Sure, because municipalities typically externalize those costs (e.g. police
doing traffic duty or parking control). Road signaling itself is simpler than
rail signaling but still needs periodic maintenance. You've got stuff like
generators (a necessity out here now that PG&E is introducing recreational
blackouts. Presumably sensor lights increase the cost of repaving.

Likewise Cedar Rapids almost certainly has to plow the roads for a good chunk
of the year where a subway and even a surface rail system typically wouldn't.
Of course with plowing comes the cost of more frequent repaving.

 _In any event, the point isn’t to say that road paving is cheaper, but to
address GP’s question, which is how cities can afford it.

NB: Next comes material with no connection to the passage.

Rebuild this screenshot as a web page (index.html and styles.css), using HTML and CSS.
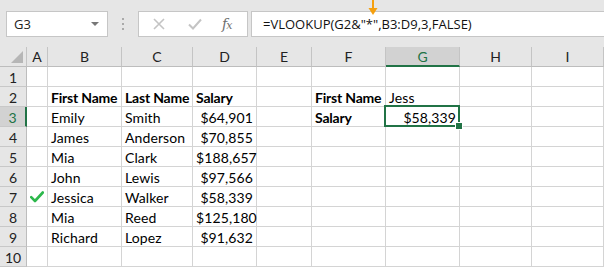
FILE: index.html
```html
<!DOCTYPE html>
<html>
<head>
<meta charset="utf-8">
<link rel="stylesheet" href="styles.css">
</head>
<body>
<div class="toolbar">
  <div class="namebox"><span class="nb-text">G3</span><span class="nb-arrow"></span></div>
  <div class="dots"><i></i><i></i><i></i></div>
  <div class="fbtns">
    <svg class="ico-x" width="12" height="12" viewBox="0 0 12 12"><path d="M1 1 L11 11 M11 1 L1 11" stroke="#c4c4c4" stroke-width="1.6" fill="none"/></svg>
    <svg class="ico-ok" width="14" height="12" viewBox="0 0 14 12"><path d="M1 6.5 L5 10.5 L13 1.5" stroke="#c4c4c4" stroke-width="2" fill="none"/></svg>
    <span class="fx">f<span class="fx-x">x</span></span>
  </div>
  <div class="formula">=VLOOKUP(G2&amp;"*",B3:D9,3,FALSE)<svg class="arrow" width="10" height="16" viewBox="0 0 10 16"><path d="M5 0 V10" stroke="#f5a00f" stroke-width="2"/><path d="M0.5 8 L5 15 L9.5 8 Z" fill="#f5a00f"/></svg></div>
</div>
<div class="sheet">
  <div class="ch corner"><span class="tri"></span></div>
  <div class="ch">A</div><div class="ch">B</div><div class="ch">C</div><div class="ch">D</div><div class="ch">E</div><div class="ch">F</div><div class="ch sel">G</div><div class="ch">H</div><div class="ch">I</div>

  <div class="rh">1</div><div class="c"></div><div class="c"></div><div class="c"></div><div class="c"></div><div class="c"></div><div class="c"></div><div class="c"></div><div class="c"></div><div class="c"></div>

  <div class="rh">2</div><div class="c"></div><div class="c b">First Name</div><div class="c b">Last Name</div><div class="c b">Salary</div><div class="c"></div><div class="c b">First Name</div><div class="c">Jess</div><div class="c"></div><div class="c"></div>

  <div class="rh sel">3</div><div class="c"></div><div class="c">Emily</div><div class="c">Smith</div><div class="c r">$64,901</div><div class="c"></div><div class="c b">Salary</div><div class="c r active">$58,339</div><div class="c"></div><div class="c"></div>

  <div class="rh">4</div><div class="c"></div><div class="c">James</div><div class="c">Anderson</div><div class="c r">$70,855</div><div class="c"></div><div class="c"></div><div class="c"></div><div class="c"></div><div class="c"></div>

  <div class="rh">5</div><div class="c"></div><div class="c">Mia</div><div class="c">Clark</div><div class="c r">$188,657</div><div class="c"></div><div class="c"></div><div class="c"></div><div class="c"></div><div class="c"></div>

  <div class="rh">6</div><div class="c"></div><div class="c">John</div><div class="c">Lewis</div><div class="c r">$97,566</div><div class="c"></div><div class="c"></div><div class="c"></div><div class="c"></div><div class="c"></div>

  <div class="rh">7</div><div class="c chk"><svg width="14" height="12" viewBox="0 0 14 12"><path d="M1.2 6.2 L5 10 L12.8 1.5" stroke="#2db84c" stroke-width="2.6" fill="none" stroke-linecap="round" stroke-linejoin="round"/></svg></div><div class="c">Jessica</div><div class="c">Walker</div><div class="c r">$58,339</div><div class="c"></div><div class="c"></div><div class="c"></div><div class="c"></div><div class="c"></div>

  <div class="rh">8</div><div class="c"></div><div class="c">Mia</div><div class="c">Reed</div><div class="c r">$125,180</div><div class="c"></div><div class="c"></div><div class="c"></div><div class="c"></div><div class="c"></div>

  <div class="rh">9</div><div class="c"></div><div class="c">Richard</div><div class="c">Lopez</div><div class="c r">$91,632</div><div class="c"></div><div class="c"></div><div class="c"></div><div class="c"></div><div class="c"></div>

  <div class="rh">10</div><div class="c"></div><div class="c"></div><div class="c"></div><div class="c"></div><div class="c"></div><div class="c"></div><div class="c"></div><div class="c"></div><div class="c"></div>
</div>
</body>
</html>
```

FILE: styles.css
```css
* { box-sizing: border-box; }
html, body { margin: 0; padding: 0; }
body {
  width: 604px;
  height: 267px;
  overflow: hidden;
  background: #e6e6e6;
  font-family: "Lato", "Open Sans", sans-serif;
  color: #000;
}
.toolbar {
  height: 47px;
  display: flex;
  align-items: flex-start;
  padding-top: 11px;
  padding-left: 6px;
  font-family: "Open Sans", "Noto Sans", sans-serif;
  font-size: 13px;
}
.namebox {
  width: 102px;
  height: 26px;
  background: #fff;
  border: 1px solid #c6c6c6;
  display: flex;
  align-items: center;
  justify-content: space-between;
  padding: 0 8px 0 7px;
  color: #222;
}
.nb-arrow {
  width: 0; height: 0;
  border-left: 4px solid transparent;
  border-right: 4px solid transparent;
  border-top: 4px solid #777;
}
.dots {
  width: 30px;
  height: 26px;
  display: flex;
  flex-direction: column;
  align-items: center;
  justify-content: center;
  gap: 3px;
}
.dots i {
  display: block;
  width: 2px; height: 2px;
  background: #aaa;
}
.fbtns {
  width: 110px;
  height: 26px;
  background: #fff;
  border: 1px solid #c6c6c6;
  display: flex;
  align-items: center;
  padding-left: 14px;
}
.ico-x { margin-right: 23px; }
.ico-ok { margin-right: 20px; }
.fx {
  font-family: "DejaVu Serif", "Liberation Serif", serif;
  font-style: italic;
  font-size: 14px;
  color: #6e6e6e;
  letter-spacing: -1px;
}
.fx-x { font-size: 11px; }
.formula {
  position: relative;
  margin-left: 3px;
  flex: 1;
  height: 26px;
  background: #fff;
  border: 1px solid #c6c6c6;
  border-right: none;
  padding-left: 11px;
  line-height: 24px;
  color: #111;
  white-space: nowrap;
}
.arrow {
  position: absolute;
  left: 116px;
  top: -12px;
}
.sheet {
  display: grid;
  grid-template-columns: 27px 21px 74px 71px 64px 55px 74px 74px 72px 72px;
  grid-auto-rows: 20px;
  background: #fff;
  font-size: 14px;
}
.ch {
  background: #e6e6e6;
  border-right: 1px solid #c4c4c4;
  border-bottom: 1px solid #bdbdbd;
  text-align: center;
  line-height: 20px;
  color: #222;
  font-size: 14px;
}
.ch.corner { position: relative; border-right: 1px solid #c4c4c4; }
.tri {
  position: absolute;
  right: 3px; bottom: 3px;
  width: 0; height: 0;
  border-left: 12px solid transparent;
  border-bottom: 12px solid #b6b6b6;
}
.ch.sel {
  background: #d2d2d2;
  color: #217346;
  border-bottom: 2px solid #217346;
}
.rh {
  background: #e6e6e6;
  border-right: 1px solid #bdbdbd;
  border-bottom: 1px solid #c8c8c8;
  text-align: center;
  line-height: 21px;
  color: #222;
}
.rh.sel {
  background: #d2d2d2;
  color: #217346;
  border-right: 2px solid #217346;
}
.c {
  border-right: 1px solid #d4d4d4;
  border-bottom: 1px solid #d4d4d4;
  padding: 0 3px;
  line-height: 21px;
  white-space: nowrap;
  overflow: visible;
  letter-spacing: 0.1px;
}
.c.b { font-weight: bold; letter-spacing: -0.2px; }
.c.r { text-align: right; padding-right: 3px; }
.c.active { position: relative; }
.c.active::before {
  content: "";
  position: absolute;
  left: -2px; top: -2px; right: -1px; bottom: -1px;
  border: 2px solid #217346;
}
.c.active::after {
  content: "";
  position: absolute;
  right: -4px; bottom: -4px;
  width: 6px; height: 6px;
  background: #217346;
  border: 1px solid #fff;
}
.c.chk { display: flex; align-items: center; justify-content: center; padding: 0; }
```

It’s an order of
magnitude comparison to put the number into context._

Sure, because governments typically externalize the cost of roads but not
public transit. In San Francisco, SFPD will bill the MTA for any sort of
police presence on Muni. They sure as shit don't bill Caltrans for the cost of
traffic enforcement.

------
dougweltman
This does not address a larger question: how much does a mile of road cost to
_keep_? This is the installed base question.

Consider the amount of road that has been built out in the US relative to the
populations that road is serving. Maintenance and expansion is paid out mainly
from state and local taxes. That's an enormous civilizational overhead the US
contends with, not to mention the economic cost of a large portion of
household capital being tied up in rapidly depreciating assets: cars.

I'm looking at you, suburbia.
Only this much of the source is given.